## What the exercise asks:
Reply only with how many lines contain the word "this".

## Materials provided:
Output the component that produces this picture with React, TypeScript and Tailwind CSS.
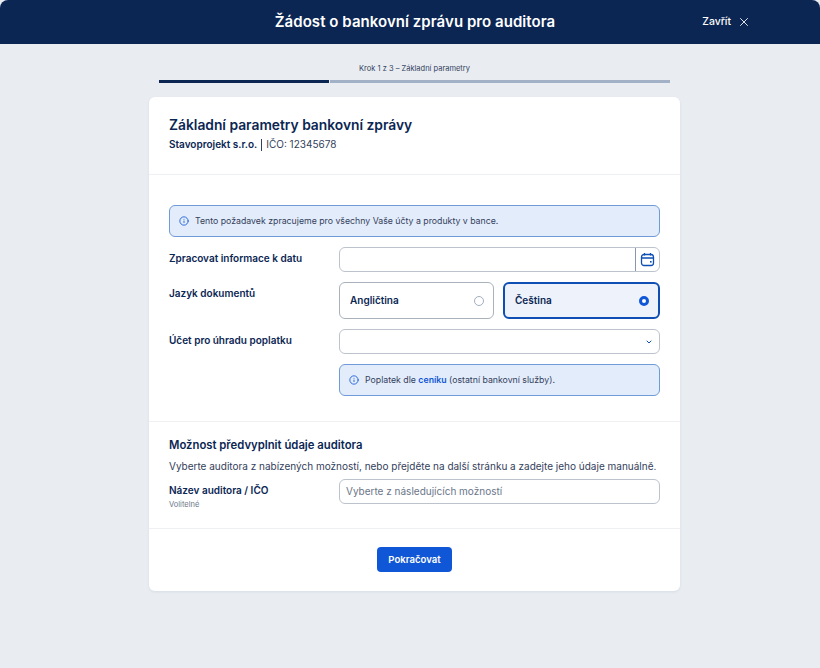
==
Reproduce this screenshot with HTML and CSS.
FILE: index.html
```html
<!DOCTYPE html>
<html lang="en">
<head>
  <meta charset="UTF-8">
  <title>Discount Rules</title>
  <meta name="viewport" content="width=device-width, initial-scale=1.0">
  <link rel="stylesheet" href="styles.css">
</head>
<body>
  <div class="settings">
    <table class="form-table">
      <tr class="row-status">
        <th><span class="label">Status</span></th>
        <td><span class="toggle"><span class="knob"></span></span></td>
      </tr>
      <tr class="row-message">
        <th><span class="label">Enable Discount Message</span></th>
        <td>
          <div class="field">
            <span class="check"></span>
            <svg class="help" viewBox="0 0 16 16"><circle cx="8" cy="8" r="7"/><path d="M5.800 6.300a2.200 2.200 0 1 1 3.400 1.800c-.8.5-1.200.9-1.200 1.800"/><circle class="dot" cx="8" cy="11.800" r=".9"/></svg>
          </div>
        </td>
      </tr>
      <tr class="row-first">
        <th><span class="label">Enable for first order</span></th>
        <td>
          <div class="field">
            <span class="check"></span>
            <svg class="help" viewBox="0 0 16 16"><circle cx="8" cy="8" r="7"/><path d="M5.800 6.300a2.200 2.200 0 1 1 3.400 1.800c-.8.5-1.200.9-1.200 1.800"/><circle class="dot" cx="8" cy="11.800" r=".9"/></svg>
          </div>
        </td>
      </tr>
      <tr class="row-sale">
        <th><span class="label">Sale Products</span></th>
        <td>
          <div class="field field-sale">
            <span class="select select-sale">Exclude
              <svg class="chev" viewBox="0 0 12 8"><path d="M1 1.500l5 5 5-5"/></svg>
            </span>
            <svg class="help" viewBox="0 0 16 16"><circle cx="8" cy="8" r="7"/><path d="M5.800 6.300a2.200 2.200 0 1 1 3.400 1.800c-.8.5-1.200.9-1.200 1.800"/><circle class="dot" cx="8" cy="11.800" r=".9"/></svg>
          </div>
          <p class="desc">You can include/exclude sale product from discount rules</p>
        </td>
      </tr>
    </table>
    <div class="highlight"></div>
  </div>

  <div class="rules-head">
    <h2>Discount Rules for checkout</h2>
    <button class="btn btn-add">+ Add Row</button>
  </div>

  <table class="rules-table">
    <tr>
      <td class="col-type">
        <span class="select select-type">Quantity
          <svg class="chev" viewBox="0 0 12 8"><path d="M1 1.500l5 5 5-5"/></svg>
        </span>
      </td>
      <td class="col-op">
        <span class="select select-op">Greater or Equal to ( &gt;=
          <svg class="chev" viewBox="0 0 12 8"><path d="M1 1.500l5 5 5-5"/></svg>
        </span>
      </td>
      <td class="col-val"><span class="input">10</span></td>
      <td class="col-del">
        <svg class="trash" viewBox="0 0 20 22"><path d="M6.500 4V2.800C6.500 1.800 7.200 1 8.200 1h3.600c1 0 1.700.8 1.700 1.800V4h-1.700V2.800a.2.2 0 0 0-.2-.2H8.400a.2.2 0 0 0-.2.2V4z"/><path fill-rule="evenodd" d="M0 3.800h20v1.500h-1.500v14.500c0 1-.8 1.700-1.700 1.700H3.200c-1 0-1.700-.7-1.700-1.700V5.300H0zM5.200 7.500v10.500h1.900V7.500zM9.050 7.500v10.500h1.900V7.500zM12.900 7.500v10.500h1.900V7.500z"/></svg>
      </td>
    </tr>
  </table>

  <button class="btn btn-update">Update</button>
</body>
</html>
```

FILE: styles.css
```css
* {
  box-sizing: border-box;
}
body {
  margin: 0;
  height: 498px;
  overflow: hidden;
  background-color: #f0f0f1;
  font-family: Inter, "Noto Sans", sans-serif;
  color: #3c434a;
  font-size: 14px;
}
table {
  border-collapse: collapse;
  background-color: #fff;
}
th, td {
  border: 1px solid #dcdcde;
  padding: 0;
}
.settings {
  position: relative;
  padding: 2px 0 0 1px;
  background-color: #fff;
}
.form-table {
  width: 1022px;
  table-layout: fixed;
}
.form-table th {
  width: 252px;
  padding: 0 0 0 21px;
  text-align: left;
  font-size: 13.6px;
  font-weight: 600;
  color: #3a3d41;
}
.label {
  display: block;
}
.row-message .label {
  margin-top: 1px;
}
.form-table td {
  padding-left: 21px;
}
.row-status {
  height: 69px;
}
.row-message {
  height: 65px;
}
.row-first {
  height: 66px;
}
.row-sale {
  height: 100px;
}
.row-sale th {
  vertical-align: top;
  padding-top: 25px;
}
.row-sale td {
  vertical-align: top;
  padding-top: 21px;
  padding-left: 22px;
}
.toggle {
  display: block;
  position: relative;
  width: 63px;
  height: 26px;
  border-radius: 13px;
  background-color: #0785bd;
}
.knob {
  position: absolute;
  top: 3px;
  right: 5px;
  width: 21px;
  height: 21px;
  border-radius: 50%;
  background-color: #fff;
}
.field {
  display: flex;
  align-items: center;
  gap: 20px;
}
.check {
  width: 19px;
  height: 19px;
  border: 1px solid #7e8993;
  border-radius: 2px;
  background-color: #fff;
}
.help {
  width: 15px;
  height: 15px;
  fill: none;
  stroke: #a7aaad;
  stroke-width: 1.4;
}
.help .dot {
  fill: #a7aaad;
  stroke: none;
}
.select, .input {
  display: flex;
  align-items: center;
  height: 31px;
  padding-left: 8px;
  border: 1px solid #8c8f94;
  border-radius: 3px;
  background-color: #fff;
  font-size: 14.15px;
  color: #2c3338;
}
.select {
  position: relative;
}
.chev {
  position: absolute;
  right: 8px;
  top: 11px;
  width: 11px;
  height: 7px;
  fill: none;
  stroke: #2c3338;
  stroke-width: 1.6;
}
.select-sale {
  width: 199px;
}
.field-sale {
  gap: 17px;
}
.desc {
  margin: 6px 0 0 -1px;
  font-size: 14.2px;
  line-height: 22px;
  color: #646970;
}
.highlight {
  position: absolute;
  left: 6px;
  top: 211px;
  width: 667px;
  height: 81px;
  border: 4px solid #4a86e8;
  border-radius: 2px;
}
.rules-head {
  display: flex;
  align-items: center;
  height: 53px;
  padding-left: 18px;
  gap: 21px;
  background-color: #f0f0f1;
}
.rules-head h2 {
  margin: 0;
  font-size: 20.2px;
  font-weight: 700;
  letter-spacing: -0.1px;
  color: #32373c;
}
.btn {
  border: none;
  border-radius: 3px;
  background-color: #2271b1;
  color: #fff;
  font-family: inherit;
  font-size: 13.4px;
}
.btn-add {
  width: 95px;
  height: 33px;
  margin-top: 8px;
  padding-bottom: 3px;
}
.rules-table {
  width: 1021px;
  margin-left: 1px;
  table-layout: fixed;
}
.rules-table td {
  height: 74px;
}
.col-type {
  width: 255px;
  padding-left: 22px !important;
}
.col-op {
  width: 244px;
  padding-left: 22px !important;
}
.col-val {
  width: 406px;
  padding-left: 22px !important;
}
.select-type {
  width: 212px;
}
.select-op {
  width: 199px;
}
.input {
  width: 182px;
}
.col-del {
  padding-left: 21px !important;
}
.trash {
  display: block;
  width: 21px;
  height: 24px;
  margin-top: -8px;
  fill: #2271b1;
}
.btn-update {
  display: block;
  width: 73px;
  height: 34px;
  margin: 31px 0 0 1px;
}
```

## Worked answer:
2